The retirement questions to which Bartoli referred started during that period. But Venus’s ability to cope with her condition has improved, and after rejoining the top 10 in 2015, she reached the semifinals at Wimbledon last year and then the final here.

“She never even thought of the word retire,” said David Witt, her coach and hitting partner of 10 years. “I just think when she got diagnosed, it was a step back, a shock. She’s learned a lot about how to deal with it and her body, how to eat, how to manage it.

“There are days she can’t work as hard as she wants to work. Some days it’s maybe not smart to do it because it will then hurt you for two or three more days. Where she is now in her career, she has to listen to her body, and I don’t think she really needs to go out and hit balls for two hours.”

Witt said there were no more two-a-day sessions in the off-season or in time off tour: just one session in the morning and then gym work, primarily sprints, core strengthening and flexibility.

“It took her years and years to realize that stretching is important and can keep you healthier,” he said. “The more flexible you are, you’re not going to strain or pull anything. I’ve been with her 10 years, and I think it took seven years to get her to stretch. She likes to do a lot of dancing, and that consists of a lot of stretching and being flexible, so I think that’s helped.”

Her dance skills were in evidence Thursday as she pirouetted after beating Vandeweghe, but what will linger longest in memory were her screams of delight at having conquered an inspired young opponent in a semifinal. It was a moment she described as “just joy.”

“You could really see the happiness on her face,” Serena said. “I’ve been there when she was down and out of it, and back and in it. I’ve been there for all those moments, so I just really was oh so happy.”

As visceral as her reaction on court was, she was nothing but considered in the interview room.

“I think why people love sport so much is because you see everything in a line,” Venus said. “In that moment, there is no do-over. There’s no retake. There is no voice-over. It’s triumph and disaster witnessed in real time.

“This is why people live and die for sport, because you can’t fake it. You can’t. It’s either you do it or you don’t. People relate to the champion. They also relate to the person who didn’t win, because we all have those moments in our life.”

This will be Venus’s first major singles final since she lost to Serena in straight sets in the 2009 Wimbledon final, and her first match against Serena in Melbourne since the 2003 final when Serena won her fourth Grand Slam title in a row, having defeated Venus in all four finals.
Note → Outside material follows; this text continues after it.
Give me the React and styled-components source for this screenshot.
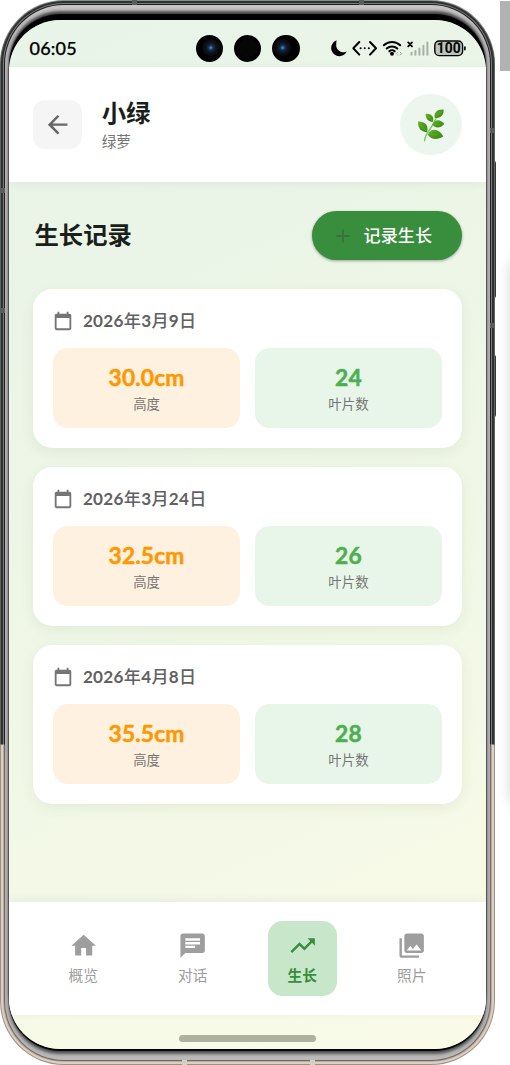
import React from 'react';
import styled, { createGlobalStyle } from 'styled-components';
import {
  MdArrowBack,
  MdHome,
  MdChat,
  MdTrendingUp,
  MdPhotoLibrary,
  MdAdd,
} from 'react-icons/md';

const GlobalStyle = createGlobalStyle`
  * { box-sizing: border-box; }
  body { margin: 0; background: #fff; overflow: hidden; }
  button { font: inherit; border: 0; padding: 0; }
  svg { display: block; flex: none; }
`;

const Stage = styled.div`
  position: relative;
  width: 510px;
  height: 1065px;
  overflow: hidden;
  font-family: Lato, 'Noto Sans CJK SC', sans-serif;
  color: #1b1f1b;
`;

const ScrollThumb = styled.div`
  position: absolute;
  left: 500px;
  top: 1px;
  width: 10px;
  height: 70px;
  background: #b2b2b2;
`;

const SidePanel = styled.div`
  position: absolute;
  left: 511px;
  top: 262px;
  width: 40px;
  height: 540px;
  box-shadow: 0 0 14px rgba(0, 0, 0, 0.18);
`;

const SideKey = styled.div`
  position: absolute;
  left: 493px;
  top: ${(p) => p.$top}px;
  width: 3px;
  height: ${(p) => p.$height}px;
  border-radius: 0 2px 2px 0;
  background: #333538;
`;

const Shell = styled.div`
  position: relative;
  width: 495px;
  height: 1065px;
  padding: 1px;
  border-radius: 64px;
  background: linear-gradient(#8a8d8a, #606262 60px, #606262 744px, #9c9184 745px, #9c9184);
`;

const Band = styled.div`
  height: 100%;
  padding: 2px;
  border-radius: 63px;
  background: linear-gradient(#303232 743px, #d9d0c3 744px);
`;

const Groove = styled.div`
  height: 100%;
  padding: 1px;
  border-radius: 61px;
  background: linear-gradient(#77797b 741px, #b8ac9d 742px);
`;

const Rim = styled.div`
  height: 100%;
  padding: 1px;
  border-radius: 60px;
  background: linear-gradient(#1d1f20 740px, #74695f 741px);
`;

const Bezel = styled.div`
  height: 100%;
  padding: 15px 4px 11px;
  border-radius: 59px;
  overflow: hidden;
  background: linear-gradient(#c6c4c4, #b3afb0 60px, #b3afb0 calc(100% - 60px), #b9b9bb);
`;

const Screen = styled.div`
  display: flex;
  flex-direction: column;
  height: 100%;
  border-radius: 51px;
  overflow: hidden;
  background: linear-gradient(155deg, #e7f4e8 0%, #eef6e6 45%, #f9fbe7 100%);
  box-shadow:
    0 -5.5px 1px #000,
    0 -9px 3px #4a4a4a,
    0 2px 1px #000,
    0 5px 3px #555,
    0 0 0 1px #8d8a8b;
`;

const AntennaLine = styled.div`
  position: absolute;
  left: ${(p) => p.$x}px;
  top: ${(p) => p.$y}px;
  width: 5px;
  height: 5px;
  background: ${(p) => (p.$light ? '#d6cfc5' : '#5b5d5d')};
`;

const StatusBar = styled.div`
  display: flex;
  align-items: center;
  flex: none;
  height: 47.4px;
  padding: 9px 20px 0 20.5px;
`;

const Clock = styled.div`
  width: 166px;
  font-size: 18px;
  line-height: 24px;
  font-weight: 500;
  letter-spacing: 0.2px;
  -webkit-text-stroke: 0.25px #000;
  color: #000;
`;

const Cameras = styled.div`
  display: flex;
  gap: 11px;
`;

const Lens = styled.div`
  width: 27.4px;
  height: 27.4px;
  border-radius: 50%;
  background: ${(p) =>
    p.$glass
      ? `radial-gradient(circle at ${p.$glass} 47%, #4b87bd 0 0.6px, #1b4271 1.8px, #13203a 3.5px, #0d1016 6px, #0a0b0c 8px, #000 9px)`
      : 'radial-gradient(circle, #060606 9px, #000 10px)'};
`;

const StatusIcons = styled.div`
  display: flex;
  align-items: center;
  margin-left: auto;
`;

const Header = styled.header`
  display: flex;
  align-items: center;
  flex: none;
  height: 114.6px;
  padding: 0 24.4px;
  background: #fff;
  box-shadow: 0 2px 10px rgba(0, 0, 0, 0.05);
`;

const BackButton = styled.button`
  display: grid;
  place-items: center;
  width: 48.8px;
  height: 48.8px;
  border-radius: 12px;
  background: #f5f5f5;
  color: #666;
`;

const Titles = styled.div`
  flex: 1;
  margin-left: 19.5px;
`;

const PlantName = styled.h1`
  margin: 0;
  font-size: 24.4px;
  line-height: 32px;
  font-weight: 700;
`;

const Species = styled.div`
  font-size: 14.66px;
  line-height: 20px;
  margin-top: 3px;
  color: #757575;
`;

const Avatar = styled.div`
  display: grid;
  place-items: center;
  width: 61.5px;
  height: 61.5px;
  border-radius: 50%;
  background: #edf6ee;
`;

const Content = styled.main`
  flex: 1;
  padding: 29.2px 24.4px 0;
`;

const SectionBar = styled.div`
  display: flex;
  align-items: center;
  justify-content: space-between;
  margin-bottom: 29px;
`;

const SectionTitle = styled.h2`
  margin: 0;
  padding: 0 0 1.4px 1px;
  font-size: 24.4px;
  line-height: 36px;
  font-weight: 700;
`;

const AddButton = styled.button`
  display: flex;
  align-items: center;
  gap: 10px;
  width: 150px;
  height: 49px;
  padding-left: 20px;
  border-radius: 25px;
  background: #388e3c;
  box-shadow: 0 1px 3px rgba(0, 0, 0, 0.35);
  color: #fff;

  svg { color: #3a703b; }
  span {
    font-size: 17.1px;
    font-weight: 500;
    line-height: 24px;
  }
`;

const Records = styled.div`
  display: flex;
  flex-direction: column;
  gap: 19.5px;
`;

const Card = styled.article`
  height: 158.6px;
  padding: 19.5px;
  border-radius: 19.5px;
  background: #fff;
  box-shadow: 0 4px 14px rgba(50, 80, 30, 0.07);
`;

const DateRow = styled.div`
  display: flex;
  align-items: center;
  gap: 9px;
  height: 24px;
  margin-bottom: 15px;
  color: #616161;

  svg { margin-left: -1px; color: #757575; }
`;

const DateText = styled.div`
  font-size: 17.1px;
  font-weight: 700;
  line-height: 24px;
  letter-spacing: 0.3px;

  b { font-weight: 500; }
`;

const Tiles = styled.div`
  display: grid;
  grid-template-columns: 1fr 1fr;
  gap: 14.6px;
`;

const Tile = styled.div`
  display: flex;
  flex-direction: column;
  align-items: center;
  height: 80.3px;
  padding-top: 15px;
  border-radius: 14.6px;
  background: ${(p) => (p.$warm ? '#fff1df' : '#e8f5e9')};
`;

const Value = styled.div`
  font-size: 22.8px;
  line-height: 28px;
  font-weight: 700;
  letter-spacing: 0.15px;
  -webkit-text-stroke: 0.5px currentColor;
  color: ${(p) => (p.$warm ? '#ff9800' : '#4caf50')};
`;

const Caption = styled.div`
  font-size: 13.4px;
  line-height: 20px;
  margin-top: 3.3px;
  color: #757575;
`;

const TabBar = styled.nav`
  display: grid;
  grid-template-columns: repeat(4, 1fr);
  justify-items: center;
  align-items: center;
  flex: none;
  height: 113px;
  padding: 0 19.5px;
  background: #fff;
  box-shadow: 0 -2px 10px rgba(0, 0, 0, 0.05);
`;

const Tab = styled.div`
  display: flex;
  flex-direction: column;
  align-items: center;
  width: 69px;
  height: 74.6px;
  padding-top: 9.6px;
  border-radius: 14.6px;
  background: ${(p) => (p.$active ? '#c8e6c9' : 'transparent')};
  color: ${(p) => (p.$active ? '#388e3c' : '#9e9e9e')};
  font-size: 14.66px;
  line-height: 20px;
  font-weight: ${(p) => (p.$active ? 700 : 400)};

  span { margin-top: 6.3px; }
`;

const GestureArea = styled.div`
  display: flex;
  justify-content: center;
  flex: none;
  height: 34px;
  padding-top: 20.3px;
`;

const GestureBar = styled.div`
  width: 137px;
  height: 6.6px;
  border-radius: 4px;
  background: #aeb19e;
`;

const StatusGlyphs = () => (
  <svg width="137" height="20" viewBox="329 38 137 20" fill="none" stroke="#000" strokeLinecap="round" strokeLinejoin="round">
    <path d="M336.600 40.300a8.200 8.200 0 1 0 10.200 11.200c-5 2.300-10.600-1.200-10.600-6.300 0-1.800.1-3.400.4-4.900z" fill="#000" stroke="none" />
    <path d="M359.3 42l-6 6.3 6 6.3M370 42l6 6.3-6 6.3" strokeWidth="2" />
    <path d="M360.6 48.3h.1M364.7 48.3h.1M368.8 48.3h.1" strokeWidth="2" />
    <path d="M383.8 45.3a11.8 11.8 0 0 1 16.4 0M386.7 48.5a7.7 7.7 0 0 1 10.6 0M389.3 51.3a3.9 3.9 0 0 1 5.4 0" strokeWidth="2" />
    <circle cx="392" cy="53.7" r="2" fill="#000" stroke="none" />
    <path d="M397.8 52.2l-1.5 1.5 1.5 1.5M400.2 52.2l1.5 1.5-1.5 1.5" stroke="#a5afa5" strokeWidth="1" />
    <path d="M408.2 42.4l3.8 4M412 42.4l-3.800 4" strokeWidth="1.8" />
    <path d="M411.5 52.8v2M415.4 51v3.8M419.4 48.6v6.2M423.4 45.8v9M427.4 42.4v12.4" stroke="#a8b0a7" strokeWidth="2" />
    <rect x="434.8" y="41" width="27.8" height="14.6" rx="4.4" fill="#bac4ba" strokeWidth="1.4" />
    <path d="M464.9 47v2.8" strokeWidth="1.6" />
    <text x="448.7" y="53.2" textAnchor="middle" fontFamily="Roboto, sans-serif" fontWeight="700" fontSize="13.8" fill="#000" stroke="none">100</text>
  </svg>
);

const CalendarIcon = () => (
  <svg width="22" height="22" viewBox="0 0 24 24" fill="currentColor">
    <path d="M19 4h-1V2h-2v2H8V2H6v2H5c-1.100 0-2 .9-2 2v14c0 1.100.9 2 2 2h14c1.100 0 2-.9 2-2V6c0-1.100-.9-2-2-2zm0 16H5V8.800h14V20z" />
  </svg>
);

const Sprig = () => (
  <svg width="30" height="36" viewBox="416 106 30 36">
    <defs>
      <linearGradient id="leaf" x1="0" y1="0" x2="1" y2="1">
        <stop offset="0" stopColor="#6bb32b" />
        <stop offset="0.5" stopColor="#4a981c" />
        <stop offset="1" stopColor="#3a8c17" />
      </linearGradient>
    </defs>
    <path d="M424.600 139.800C425 132 431 128.500 434 121.500S437.500 115 439.500 113" fill="none" stroke="#7fc66a" strokeWidth="1.4" strokeLinecap="round" />
    <g fill="url(#leaf)">
      <path d="M434.700 116.700C433.600 111.200 437.500 107.800 443.700 108.500C443.800 114 440.500 118 434.700 116.700z" />
      <path d="M425.600 112.900C430.800 112.300 434.300 115.500 433.100 120.700C428 120.800 425.800 117.700 425.600 112.900z" />
      <path d="M432.300 123.500C434.800 118 440.500 118 444.300 123C440.500 127.600 435.300 127.700 432.300 123.500z" />
      <path d="M418 120.600C425.200 120.400 429 124.500 427 131.300C420.500 131 417.800 127 418 120.600z" />
      <path d="M427.800 133.700C430.600 126.800 439 127.200 443.300 135.500C437.500 139.300 430.800 138.600 427.800 133.700z" />
    </g>
    <path d="M436.500 115l4.500-4.200M428 115l4 4.500M434.500 123.200h6M421 124l5 6M430.500 133.200l7 .8" stroke="#86bf45" strokeWidth=".4" fill="none" />
  </svg>
);

const RECORDS = [
  { date: [2026, 3, 9], height: '30.0cm', leaves: 24 },
  { date: [2026, 3, 24], height: '32.5cm', leaves: 26 },
  { date: [2026, 4, 8], height: '35.5cm', leaves: 28 },
];

const TABS = [
  { label: '概览', Icon: MdHome },
  { label: '对话', Icon: MdChat },
  { label: '生长', Icon: MdTrendingUp, active: true },
  { label: '照片', Icon: MdPhotoLibrary },
];

const RecordCard = ({ date: [y, m, d], height, leaves }) => (
  <Card>
    <DateRow>
      <CalendarIcon />
      <DateText>
        {y}<b>年</b>{m}<b>月</b>{d}<b>日</b>
      </DateText>
    </DateRow>
    <Tiles>
      <Tile $warm>
        <Value $warm>{height}</Value>
        <Caption>高度</Caption>
      </Tile>
      <Tile>
        <Value>{leaves}</Value>
        <Caption>叶片数</Caption>
      </Tile>
    </Tiles>
  </Card>
);

export default function App() {
  return (
    <Stage>
      <GlobalStyle />
      <ScrollThumb />
      <SidePanel />
      <SideKey $top={161} $height={137} />
      <SideKey $top={355} $height={62} />
      <Shell>
        <Band>
          <Groove>
            <Rim>
              <Bezel>
                <Screen>
                  <StatusBar>
                    <Clock>06:05</Clock>
                    <Cameras>
                      <Lens $glass="55%" />
                      <Lens />
                      <Lens $glass="38%" />
                    </Cameras>
                    <StatusIcons>
                      <StatusGlyphs />
                    </StatusIcons>
                  </StatusBar>
                  <Header>
                    <BackButton aria-label="返回">
                      <MdArrowBack size={29.3} />
                    </BackButton>
                    <Titles>
                      <PlantName>小绿</PlantName>
                      <Species>绿萝</Species>
                    </Titles>
                    <Avatar>
                      <Sprig />
                    </Avatar>
                  </Header>
                  <Content>
                    <SectionBar>
                      <SectionTitle>生长记录</SectionTitle>
                      <AddButton>
                        <MdAdd size={22} />
                        <span>记录生长</span>
                      </AddButton>
                    </SectionBar>
                    <Records>
                      {RECORDS.map((r) => (
                        <RecordCard key={r.date.join('-')} {...r} />
                      ))}
                    </Records>
                  </Content>
                  <TabBar>
                    {TABS.map(({ label, Icon, active }) => (
                      <Tab key={label} $active={active}>
                        <Icon size={29.3} />
                        <span>{label}</span>
                      </Tab>
                    ))}
                  </TabBar>
                  <GestureArea>
                    <GestureBar />
                  </GestureArea>
                </Screen>
              </Bezel>
            </Rim>
          </Groove>
        </Band>
        <AntennaLine $x={132} $y={0} />
        <AntennaLine $x={359} $y={0} />
        <AntennaLine $x={0} $y={188} />
        <AntennaLine $x={0} $y={308} />
        <AntennaLine $x={490} $y={128} />
        <AntennaLine $x={490} $y={323} />
        <AntennaLine $x={182} $y={1060} $light />
        <AntennaLine $x={310} $y={1060} $light />
      </Shell>
    </Stage>
  );
}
“It’s just amazing,” said Rennae Stubbs, the Australian star who first met the sisters before they joined the tour. “They came onto the scene at age 15 and 16 with the beads and the hair and the exuberance, and here they are: mature, remarkable young women at 35 and 36. No matter what anyone says to me, their story from start to finish is the greatest sports story ever.”

And if the Williamses have taught us anything along the way, it is that the story is not finished until they say it is.